Mr. Trump has repeatedly invoked the infamous mob boss Al Capone, comparing his legal travails to Mr. Manafort’s, and later, to his own. Ignoring the fact that Capone spent eight years in federal prison, Mr. Trump has tried to argue that he and his allies received harsher treatment from the government in their own criminal cases than Capone did.
In Ms. Wang’s view, Mr. Trump’s Capone comparison could be another attempt to turn his convictions to his advantage by presenting himself as an outlaw, a pro-wrestling-style arch-villain.
“It adds fodder to his argument that he gets to be outside the system,” she said. “We do love villains. There’s something very attractive about them. But I don’t think the law should be in the business of talking about villains. That’s for stories. That’s for literature.”
Legal experts say the broader impact of felony convictions should be considered carefully by those seeking to capitalize on the shame that might attend to Mr. Trump’s new felon label.
“It may be strategically wise to pound on the message that ‘Trump is a felon, Trump is a felon,’” Ms. Ristroph said. “But to do so reinforces ideas about criminal law and the category of ‘felon’ that have been deployed in racialized ways, and have been devastating for other defendants.”

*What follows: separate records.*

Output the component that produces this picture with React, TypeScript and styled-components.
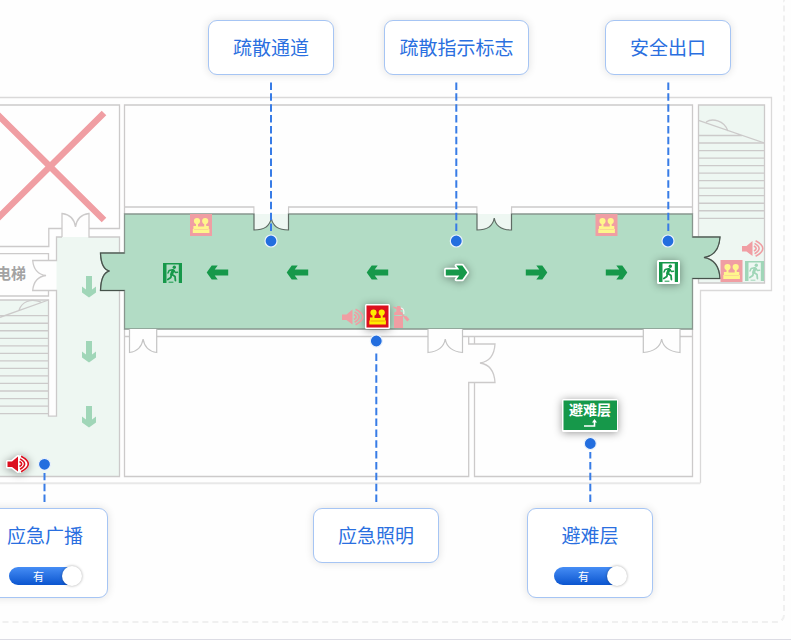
import React, { useState } from "react";
import styled, { createGlobalStyle, css } from "styled-components";

const GlobalStyle = createGlobalStyle`
  *, *::before, *::after { box-sizing: border-box; }
  body {
    margin: 0;
    background: #fefefe;
    font-family: "Noto Sans CJK SC", "Liberation Sans", sans-serif;
  }
`;

const BLUE = "#2a6fe0";
const GREEN = "#16984a";
const WALL = "#cccaca";
const PALE = "#eef7f2";
const PINK = "#f09ea3";
const LEMON = "#fff68c";

const Page = styled.div`
  display: flex;
  flex-direction: column;
  min-height: 100vh;
  overflow: hidden;
  border-bottom: 1px solid #dcdce4;
`;

const Board = styled.main`
  position: relative;
  flex: 1;
  margin: 0 6px 16px 0;
  border: 2px dashed #f0f0f0;
  border-top: none;
  border-left: none;
  border-bottom-right-radius: 8px;
`;

const Plan = styled.svg`
  display: block;
  overflow: visible;
  font-family: "Noto Sans CJK SC", sans-serif;
  font-weight: 700;
`;

const Lifted = styled.g`
  filter: drop-shadow(0 1px 4px rgba(0, 0, 0, 0.4));
`;

const Callout = styled.section<{ $x: number; $y: number; $wide?: boolean }>`
  position: absolute;
  left: ${(p) => p.$x}px;
  top: ${(p) => p.$y}px;
  width: ${(p) => (p.$wide ? 145 : 126)}px;
  display: flex;
  flex-direction: column;
  align-items: center;
  gap: 17px;
  padding: 11px 0 12px;
  border: 1px solid #a6c5f4;
  border-radius: 9px;
  background: #fff;
  box-shadow: 0 0 8px rgba(0, 0, 0, 0.12);
`;

const CalloutTitle = styled.h2`
  margin: 0;
  color: ${BLUE};
  font-size: 19px;
  font-weight: 400;
  line-height: 30px;
  white-space: nowrap;
`;

const Switch = styled.label<{ $on: boolean }>`
  position: relative;
  display: flex;
  align-items: center;
  width: 72px;
  height: 18px;
  padding: 0 24px;
  border-radius: 9px;
  background: linear-gradient(#468df5, #0b55cf);
  color: #fff;
  font-size: 11px;
  line-height: 18px;
  cursor: pointer;
  ${(p) =>
    !p.$on &&
    css`
      justify-content: flex-end;
      background: #b8bfca;
    `}
`;

const SwitchInput = styled.input`
  position: absolute;
  inset: 0;
  width: 100%;
  height: 100%;
  margin: 0;
  opacity: 0;
  cursor: pointer;
`;

const Knob = styled.span<{ $on: boolean }>`
  position: absolute;
  top: -1px;
  ${(p) => (p.$on ? "right: -1px;" : "left: -1px;")}
  width: 20px;
  height: 20px;
  border-radius: 50%;
  background: #fff;
  box-shadow: 0 0 3px rgba(0, 0, 0, 0.35);
  pointer-events: none;
`;

function Toggle({ label }: { label: string }) {
  const [on, setOn] = useState(true);
  return (
    <Switch $on={on}>
      <SwitchInput
        type="checkbox"
        aria-label={label}
        checked={on}
        onChange={(e) => setOn(e.target.checked)}
      />
      {on ? "有" : "无"}
      <Knob $on={on} />
    </Switch>
  );
}

/* Points left, with its tip at the origin. */
const ARROW = "M0 0L5-7H11L8-3H21.5V3H8L11 7H5Z";

function Arrow({ x, y = 272.5, turn = 0, fill = GREEN }: { x: number; y?: number; turn?: number; fill?: string }) {
  return <path d={ARROW} fill={fill} transform={`translate(${x} ${y}) rotate(${turn})`} />;
}

function Lamp({ x, y, bg = PINK, fg = LEMON }: { x: number; y: number; bg?: string; fg?: string }) {
  return (
    <g transform={`translate(${x} ${y})`}>
      <rect width="22" height="22" fill={bg} />
      <g fill={fg}>
        <circle cx="7" cy="7" r="3.1" />
        <circle cx="15.2" cy="7" r="3.1" />
        <path d="M6 9H8V12.5H14.2V9H16.2V12H18.8V15H19.4V19H2.8V15H3.4V12H6Z" />
      </g>
      <path d="M4 15.5H18.4" stroke={bg} strokeWidth="0.5" fill="none" opacity="0.7" />
    </g>
  );
}

function Speaker({ x, y, color = PINK }: { x: number; y: number; color?: string }) {
  return (
    <g transform={`translate(${x} ${y})`}>
      <path d="M0 6H4.5L10.5 1V16L4.5 11.5H0Z" fill={color} />
      <g fill="none" stroke={color} strokeWidth="1.6">
        <path d="M12 6Q16.4 8.5 12 11" />
        <path d="M12.6 3.4Q21.6 8.5 12.6 13.7" />
        <path d="M13.6 .8Q28 8.5 13.6 16.3" />
      </g>
    </g>
  );
}

function ExitSign({ x, y, color = GREEN }: { x: number; y: number; color?: string }) {
  return (
    <g transform={`translate(${x} ${y})`}>
      <path fill={color} d="M0 0H19V20H15.8V1.4H3.5V20H0Z" />
      <circle cx="11.3" cy="4.2" r="1.7" fill={color} />
      <g fill="none" stroke={color} strokeLinejoin="round" strokeLinecap="round">
        <path strokeWidth="3" d="M10 7.6L8.6 11.2" />
        <path strokeWidth="1.5" d="M9.5 6.8L6.2 7.4L5 10M10.8 7.2L12.4 9.6L14.6 9.2" />
        <path strokeWidth="1.8" d="M9 11.5L12 13.5L12.4 17.5M8.4 11.4L7.8 14.6L4.8 16.6" />
        <path strokeWidth="1" d="M6 19.2H10" />
      </g>
    </g>
  );
}

function Extinguisher({ x, y }: { x: number; y: number }) {
  return (
    <g transform={`translate(${x} ${y})`}>
      <path fill={PINK} d="M1 8Q1 5.6 3.4 5.4V3.2L0 1.6L.4 .6L4 1.6V0H7.4V2H10V4H7.4V5.4Q10 5.6 10 8V9H1Z" />
      <path fill={PINK} d="M1 10H10V22H1Z" />
      <path fill="none" stroke={PINK} strokeWidth="1.3" d="M9 8.5L13 12" />
      <path stroke={PINK} strokeWidth="3" d="M12 10.8L15.4 14.6" />
      <path fill="none" stroke={PALE} strokeWidth="1.2" d="M8 2.2Q11.4 2.4 10.8 8" />
    </g>
  );
}

function Treads({ x1, x2, y, count }: { x1: number; x2: number; y: number; count: number }) {
  return (
    <>
      {Array.from({ length: count }, (_, i) => (
        <path key={i} d={`M${x1} ${y + i * 7.53}H${x2}`} />
      ))}
    </>
  );
}

const upperDoor = (l: number, r: number) => {
  const c = (l + r) / 2;
  return `M${l} 214V230Q${c - 2} 230 ${c} 218Q${c + 2} 230 ${r} 230V214`;
};
const lowerDoor = (l: number, r: number) => {
  const c = (l + r) / 2;
  return `M${l} 329V352.5Q${c - 2} 351 ${c} 339Q${c + 2} 351 ${r} 352.5V329`;
};

const HALL =
  "M124.5 214H692.5V237H720Q719 255 704 257.5Q719 260 720 278.5H692.5V329H124.5V290.5H100.5Q101 273 109.5 271Q101 269 100.5 253H124.5Z";

function FloorPlan() {
  return (
    <Plan width="780" height="510" viewBox="0 0 780 510" role="img" aria-label="楼层疏散平面图">
      <path fill={PALE} d="M56.5 237H119.5V476.5H0V300H48.5V416.5H56.5ZM698.5 105H764.5V283H698.5Z" />
      <g fill="none" stroke="#dad9d9" strokeWidth="1.3">
        <path d="M0 97.5H771.5V290.5H700.5V483" />
        <path d="M700.5 483.2H0" stroke="#e8e8e8" strokeWidth="2" />
      </g>
      <g fill="none" stroke={WALL} strokeWidth="1.3">
        <path d="M0 105H119.5V228.5H89M62 228.5H48.8V246.5H0" />
        <path d="M62 237H56.5V260.5H32.7Q34 274 46 275.5Q34 277 32.7 290.5H56.5V416.2H48.5V300H0" />
        <path d="M62 237V213.5Q74 215 75.5 227Q77 215 89 213.5V237H119.5V476.5H0" />
        <path d="M0 253.7H48.5V260.5M48.5 290.5V296H0" />
        <path d="M0 317.3L48.5 300M19 310C22 302 30 298 41 302" />
        <Treads x1={0} x2={48.5} y={315.7} count={14} />
        <path d="M124.5 214V105H692.5V214M124.5 207H254V214M288.5 214V207H477V214M511.5 214V207H692.5" />
        <path d="M124.5 329V476.5H468.7V382.5H495Q494 365 480 363Q494 361 495 344H468.7V336.5" />
        <path d="M474.5 336.5V344M474.5 382.5V476.5H692.5V329" />
        <path d="M124.5 336.5H129.5M156.7 336.5H428M462.5 336.5H643.3M680 336.5H692.5" />
        <path d="M698.5 237V105H764.5V283H698.5V278.5" />
        <path d="M698.5 120.3L764.5 143M698.5 135.5H742M706 122C712 118 724 120 728 131" />
        <Treads x1={698.5} x2={764.5} y={143} count={11} />
      </g>

      <g stroke={PINK} strokeWidth="6.5">
        <path d="M-4 113L104 220M104 113L-4 220" />
      </g>
      <text x="-4" y="279" fontSize="15" fill="#a3a3a3">电梯</text>

      <path d={HALL} fill="#b2dcc5" stroke="#88968e" strokeWidth="1.3" />
      <g fill="none" stroke="#46524b" strokeWidth="1.2">
        <path d="M124.5 253H100.5Q101 269 109.5 271Q101 273 100.5 290.5H124.5" />
        <path d="M692.5 237H720Q719 255 704 257.5Q719 260 720 278.5H692.5" />
      </g>
      <path fill="#fefefe" d="M254.7 206H287.8V214H254.7ZM477.7 206H510.8V214H477.7Z" />
      <g fill={PALE} stroke="#5f6b64" strokeWidth="1.2">
        <path d={upperDoor(254, 288.5)} />
        <path d={upperDoor(477, 511.5)} />
      </g>
      <g fill="#fefefe" stroke="#c4c4c4" strokeWidth="1.2">
        <path d={lowerDoor(129.5, 156.7)} />
        <path d={lowerDoor(428, 462.5)} />
        <path d={lowerDoor(643.3, 680)} />
      </g>

      <Arrow x={89} y={297.5} turn={-90} fill="#a0d6b8" />
      <Arrow x={89} y={362.5} turn={-90} fill="#a0d6b8" />
      <Arrow x={89} y={427.5} turn={-90} fill="#a0d6b8" />
      <Arrow x={206.7} />
      <Arrow x={286.7} />
      <Arrow x={366.7} />
      <Arrow x={547.3} turn={180} />
      <Arrow x={627.3} turn={180} />
      <Lifted>
        <path d={ARROW} transform="translate(467.3 272.5) rotate(180)" fill="#fff" stroke="#fff" strokeWidth="3.4" strokeLinejoin="round" />
        <Arrow x={467.3} turn={180} />
      </Lifted>

      <Lamp x={190} y={214} />
      <Lamp x={595.5} y={214} />
      <Lamp x={720.5} y={260} />
      <Lifted>
        <rect x="365" y="304" width="25" height="25" rx="1.5" fill="#fff" />
      </Lifted>
      <Lamp x={366.5} y={305.5} bg="#dc0f1e" fg="#ffed00" />

      <Speaker x={342} y={308.5} />
      <Speaker x={742} y={240} />
      <Lifted>
        <g stroke="#fff" strokeWidth="3" strokeLinejoin="round" fill="#fff">
          <path d="M7.5 461.5H12L18 456.5V471.5L12 467H7.5Z" />
          <path d="M20.5 456.5Q35 464 20.5 471.5Z" />
        </g>
      </Lifted>
      <Speaker x={7.5} y={455.5} color="#dc0f1e" />
      <Extinguisher x={393} y={306} />

      <ExitSign x={163} y={263} />
      <ExitSign x={745} y={261} color="#a0d6b8" />
      <Lifted>
        <rect x="657" y="260" width="23" height="24" rx="1.5" fill="#fff" />
      </Lifted>
      <ExitSign x={659} y={262} />

      <Lifted>
        <rect x="562" y="399" width="56" height="33" rx="1.5" fill="#fff" />
      </Lifted>
      <rect x="563.5" y="400.5" width="53.5" height="29.5" fill={GREEN} />
      <text x="590" y="415" fontSize="14" fill="#fff" textAnchor="middle">避难层</text>
      <path d="M584 426H594.5V421.5" fill="none" stroke="#fff" strokeWidth="1.6" />
      <path d="M594.5 419L597 422.5H592Z" fill="#fff" />

      <g stroke="#387ce6" strokeWidth="2" strokeDasharray="7.5 3.35">
        <path d="M271 82.5V231M456.3 82.5V231M668.3 82.5V231" />
        <path d="M376.3 502V350M44.5 502V473M590.3 502V452" />
      </g>
      <g fill="#236edf" stroke="#eaf2fc" strokeWidth="1.2">
        <circle cx="271" cy="241" r="6" />
        <circle cx="456.3" cy="241" r="6" />
        <circle cx="668" cy="241" r="6" />
        <circle cx="376.3" cy="341" r="6" />
        <circle cx="44.5" cy="464.3" r="6" />
        <circle cx="590.3" cy="443.5" r="6" />
      </g>
    </Plan>
  );
}

const callouts = [
  { title: "疏散通道", x: 208, y: 20 },
  { title: "疏散指示标志", x: 384, y: 20, wide: true },
  { title: "安全出口", x: 605, y: 20 },
  { title: "应急广播", x: -18, y: 508, toggle: true },
  { title: "应急照明", x: 313, y: 508 },
  { title: "避难层", x: 527, y: 508, toggle: true },
];

export default function App() {
  return (
    <>
      <GlobalStyle />
      <Page>
        <Board>
          <FloorPlan />
          {callouts.map((c) => (
            <Callout key={c.title} $x={c.x} $y={c.y} $wide={c.wide}>
              <CalloutTitle>{c.title}</CalloutTitle>
              {c.toggle && <Toggle label={c.title} />}
            </Callout>
          ))}
        </Board>
      </Page>
    </>
  );
}
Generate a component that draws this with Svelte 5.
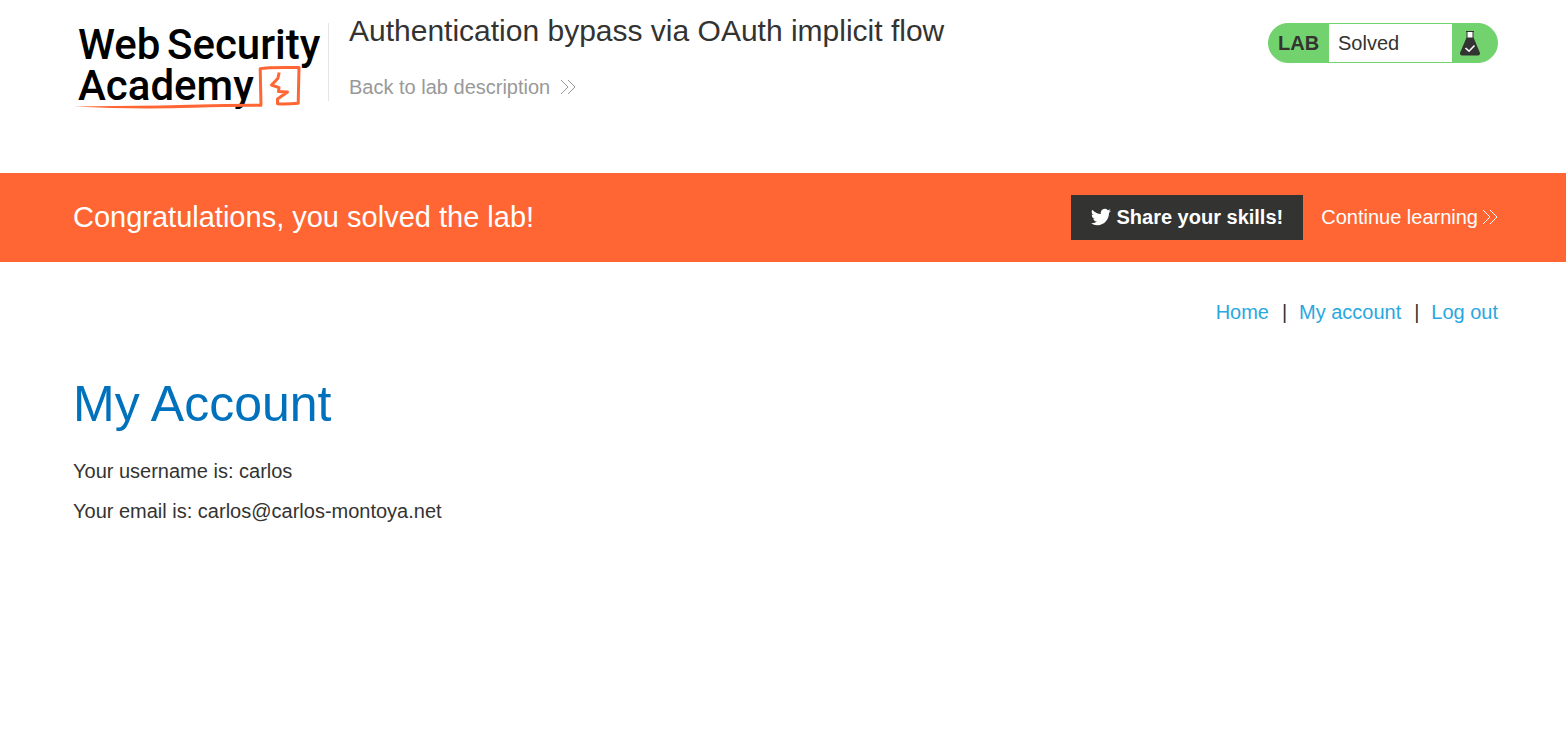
<script>
  const nav = ['Home', 'My account', 'Log out'];
</script>

{#snippet chevrons()}
  <svg class="chevrons" viewBox="0 0 16 16" aria-hidden="true">
    <path d="M1 1 8 8 1 15M8 1 15 8 8 15" />
  </svg>
{/snippet}

<header class="top">
  <a class="logo" href="#academy" aria-label="Web Security Academy">
    <svg viewBox="0 0 256 96">
      <g class="wordmark">
        <text x="5" y="41">Web</text>
        <text x="94" y="41">Security</text>
        <text x="5" y="82">Academy</text>
      </g>
      <g class="sketch">
        <path d="M188 87.500 187.200 50.600Q195 49 226 49.500L225.200 85.300Q214 86.300 204.500 85.800L204.500 81 214.500 74 205.500 73.600 206 69.600 198.500 67 204.800 60.500 206.200 54.500" />
        <path class="underline" d="M1 88.400Q60 91.600 120 89.700Q160 88.400 189 88.700L189 85.800Q120 86.200 90 87.600Q40 88.200 1 88.400Z" />
      </g>
    </svg>
  </a>
  <div class="titles">
    <h2>Authentication bypass via OAuth implicit flow</h2>
    <a class="back" href="#description">Back to lab description {@render chevrons()}</a>
  </div>
  <div class="status">
    <strong>LAB</strong>
    <span class="state">Solved</span>
    <span class="flask">
      <svg viewBox="0 0 20 26" aria-hidden="true">
        <path d="M7 2V8H13V2Z" fill="#fff" />
        <path d="M6 1.500H14M7 1.500V8M13 1.500V8" fill="none" stroke="#333332" stroke-width="1" />
        <path d="M6.500 7.500H13.500L19.800 22.500Q20.500 25.500 18 25.500H2Q-.5 25.500.2 22.500Z" fill="#333332" />
        <path d="m5.500 18 3.500 3.200 5.500-5.700" fill="none" stroke="#fff" stroke-width="1.600" />
      </svg>
    </span>
  </div>
</header>

<section class="banner">
  <h3>Congratulations, you solved the lab!</h3>
  <div class="actions">
    <button type="button">
      <svg viewBox="0 0 24 24" aria-hidden="true">
        <path d="M23.950 4.570a10 10 0 0 1-2.820.780 4.960 4.960 0 0 0 2.160-2.730 9.900 9.900 0 0 1-3.120 1.190 4.920 4.920 0 0 0-8.380 4.480A13.900 13.900 0 0 1 1.640 3.160a4.920 4.920 0 0 0 1.520 6.570 4.900 4.900 0 0 1-2.230-.610v.060a4.920 4.920 0 0 0 3.950 4.830 5 5 0 0 1-2.210.080 4.940 4.940 0 0 0 4.600 3.420A9.870 9.870 0 0 1 0 19.540a13.900 13.900 0 0 0 7.550 2.210c9.050 0 14-7.500 14-13.990v-.630a10 10 0 0 0 2.400-2.560Z" />
      </svg>
      Share your skills!
    </button>
    <a href="#continue">Continue learning {@render chevrons()}</a>
  </div>
</section>

<main>
  <nav>
    {#each nav as item, i}
      {#if i > 0}<span>|</span>{/if}
      <a href="#{item.toLowerCase().replace(' ', '-')}">{item}</a>
    {/each}
  </nav>
  <h1>My Account</h1>
  <p>Your username is: carlos</p>
  <p>Your email is: carlos@carlos-montoya.net</p>
</main>

<style>
  :global(body) {
    background: #fff;
    color: #333332;
    font: 20px/24px "Liberation Sans", Arial, sans-serif;
  }

  a {
    text-decoration: none;
  }

  h1, h2, h3, p {
    margin: 0;
    font-weight: 400;
  }

  .top, .banner, main {
    box-sizing: border-box;
    padding-left: 73px;
    padding-right: 68px;
  }

  .top {
    display: flex;
    align-items: flex-start;
    min-height: 173px;
  }

  .logo {
    flex: none;
    width: 256px;
    height: 96px;
    margin-top: 18px;
    margin-right: -1px;
  }

  .logo svg {
    display: block;
    width: 100%;
    overflow: visible;
  }

  .wordmark {
    fill: #000;
    font: 500 42px Roboto, sans-serif;
  }

  .sketch path {
    fill: none;
    stroke: #ff6633;
    stroke-width: 3;
    stroke-linejoin: round;
  }

  .sketch .underline {
    fill: #ff6633;
    stroke-width: 0;
  }

  .titles {
    flex: 1;
    height: 78px;
    margin-top: 23px;
    padding-left: 20px;
    border-left: 1px solid #e4e4e4;
  }

  h2 {
    margin-top: -10px;
    margin-bottom: 26px;
    font-size: 30px;
    line-height: 36px;
  }

  .back, .actions a {
    display: inline-flex;
    align-items: center;
  }

  .back {
    gap: 10px;
    color: #999;
  }

  .chevrons {
    width: 16px;
    height: 16px;
    fill: none;
    stroke: currentColor;
    stroke-width: 1;
  }

  .status {
    display: flex;
    box-sizing: border-box;
    width: 230px;
    height: 40px;
    margin-top: 23px;
    overflow: hidden;
    border: 1px solid #72d26e;
    border-radius: 20px;
    background: #72d26e;
    line-height: 38px;
  }

  .status strong {
    width: 50px;
    padding-left: 9px;
    padding-right: 1px;
  }

  .state {
    flex: 1;
    padding-left: 9px;
    background: #fff;
  }

  .flask {
    width: 37px;
    padding: 6px 0 0 8px;
  }

  .flask svg {
    display: block;
    width: 20px;
    height: 26px;
  }

  .banner {
    display: flex;
    align-items: center;
    justify-content: space-between;
    padding-top: 22px;
    padding-bottom: 22px;
    background: #ff6633;
    color: #fff;
  }

  h3 {
    padding-bottom: 2px;
    font-size: 29px;
    line-height: 36px;
  }

  .actions {
    display: flex;
    align-items: center;
    gap: 18px;
  }

  .actions a {
    gap: 4px;
    padding-bottom: 2px;
    color: #fff;
  }

  button {
    display: flex;
    align-items: center;
    gap: 5px;
    height: 45px;
    padding: 0 20px 2px;
    border: 0;
    background: #333332;
    color: #fff;
    font: inherit;
    font-weight: 700;
  }

  button svg {
    width: 20px;
    height: 20px;
    fill: #fff;
  }

  main {
    padding-top: 38px;
  }

  nav {
    display: flex;
    justify-content: flex-end;
    gap: 13px;
  }

  nav span {
    width: 4px;
    color: #333332;
    text-align: center;
  }

  nav a {
    color: #29a7df;
  }

  h1 {
    margin-top: 50px;
    margin-bottom: 25px;
    color: #0071bc;
    font-size: 50px;
    line-height: 60px;
  }

  p {
    margin-bottom: 16px;
  }
</style>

Ms. Ristroph advocates abolishing the felony category altogether. She likens the word to “bastard,” “idiot,” “imbecile” and “pauper,” four other derogatory categories that have been used in the past to transform people into outcasts. All have medieval origins. All managed to persist in American law well into the 20th century, before being largely set aside.
On Monday, Mr. Trump’s lawyers told the judge in his Manhattan trial that Mr. Trump’s social media posts, phone records and Oval Office conversations were inadmissible as evidence under the new Supreme Court ruling on presidential immunity, so his convictions ought to be thrown out. It was a state of affairs that might have made Al Capone jealous: a potential lifeline handed to him by six justices on the nation’s highest court, half of whom were his own appointees. For Mr. Trump, even “felon,” a label designed to leave a permanent mark, may prove to be negotiable.